For only the third time in medical history, the World Health Organization is declaring an international public health emergency as the most virulent outbreak of the Ebola virus continues to rage in West Africa. They are now urging countries worldwide to donate whatever resources they can to help stop the spread of the virus.
The Ebola virus has struck before, but this current outbreak is the longest running and most widespread upsurge of the hemorrhagic fever on record. The death rate has now escalated to over 900 people in several countries within the region. The first cases were recorded in Guinea last March and house, since then, spread to neighboring countries Liberia and Sierra Leone, with the cases now suspected in nearby Nigeria.
"Countries affected to date simply do not have the capacity to manage an outbreak of this size and complexity on their own. I urge the international community to provide this support on the most urgent basis possible." Said WHO Chief, Dr. Margaret Chan. She added that the "collective health security" of the world depends on the global capacity to stop the spread of the killer virus and contain the infection in West Africa. The WHO has earlier acknowledged that many countries around the world do not have any Ebola cases. They have also already commissioned an expert committee to give a more accurate assessment of the severity of the ongoing Ebola epidemic. Apart from this current outbreak, the agency has only declared a similar emergency for the swine flu pandemic that occurred in 2009 and, more recently, for the polio virus just this year in May.
The declaration, however, is still unclear to some health professionals since a similar proclamation was recently made for polio, but there is still no apparent slowing down of the spread of the said paralytic virus.

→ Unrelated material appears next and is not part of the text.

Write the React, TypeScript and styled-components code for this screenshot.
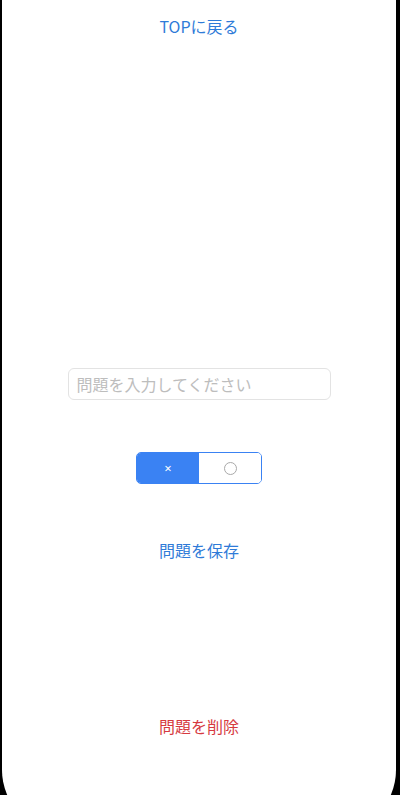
import React from "react";
import styled, { createGlobalStyle } from "styled-components";

const Global = createGlobalStyle`
  html, body {
    margin: 0;
    padding: 0;
    background: #000;
    height: 795px;
    overflow: hidden;
  }
  body {
    font-family: "Noto Sans", "Noto Sans CJK JP", sans-serif;
  }
`;

const Panel = styled.div`
  margin: 0 4px 0 2px;
  height: 832px;
  background: #fff;
  border-radius: 0 0 62px 62px;
  display: flex;
  flex-direction: column;
  align-items: center;
`;

const LinkButton = styled.button<{ $tone: "blue" | "red"; $top: number }>`
  margin-top: ${(p) => p.$top}px;
  border: none;
  background: transparent;
  padding: 0;
  font-family: "Noto Sans CJK JP", sans-serif;
  font-size: 16px;
  line-height: 20px;
  color: ${(p) => (p.$tone === "red" ? "#d63a3f" : "#2f7bd8")};
  cursor: pointer;
`;

const QuestionInput = styled.input`
  margin-top: 332px;
  box-sizing: border-box;
  width: 263px;
  height: 32px;
  border: 1px solid #e3e3e3;
  border-radius: 6px;
  padding: 0 8px;
  font-family: "Noto Sans CJK JP", sans-serif;
  font-size: 16px;
  color: #333;
  outline: none;
  &::placeholder {
    color: #bdbdbd;
  }
`;

const Toggle = styled.div`
  margin-top: 52px;
  display: flex;
  width: 126px;
  height: 32px;
  box-sizing: border-box;
  border: 1px solid #3a82f3;
  border-radius: 5px;
  overflow: hidden;
`;

const Segment = styled.button<{ $active: boolean }>`
  flex: 1;
  border: none;
  margin: 0;
  padding: 0;
  display: flex;
  align-items: center;
  justify-content: center;
  background: ${(p) => (p.$active ? "#3a82f3" : "#fff")};
  color: ${(p) => (p.$active ? "#fff" : "#aaa")};
  font-family: "Noto Sans", sans-serif;
  font-size: 13px;
  cursor: pointer;
`;

const Ring = styled.span`
  display: block;
  width: 11px;
  height: 11px;
  border: 1px solid #a9a9a9;
  border-radius: 50%;
`;

export default function App() {
  return (
    <>
      <Global />
      <Panel>
        <LinkButton $tone="blue" $top={16}>TOPに戻る</LinkButton>
        <QuestionInput placeholder="問題を入力してください" />
        <Toggle>
          <Segment $active>×</Segment>
          <Segment $active={false}>
            <Ring />
          </Segment>
        </Toggle>
        <LinkButton $tone="blue" $top={56}>問題を保存</LinkButton>
        <LinkButton $tone="red" $top={156}>問題を削除</LinkButton>
      </Panel>
    </>
  );
}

Dr. David Heymann, a former WHO lead respondent to the SARS outbreak said, " I don't know what the advantage is a declaring an international emergency. This could bring in more foreign aid but we don't know that yet," while Dr. Bart Janssens, director of operations for the Doctors Without Borders charity was also quoted as saying, "Statements won't save lives. For weeks, [we] have been repeating that massive medical, epidemiological and public health response is desperately needed... Lives are being lost because the response is too slow."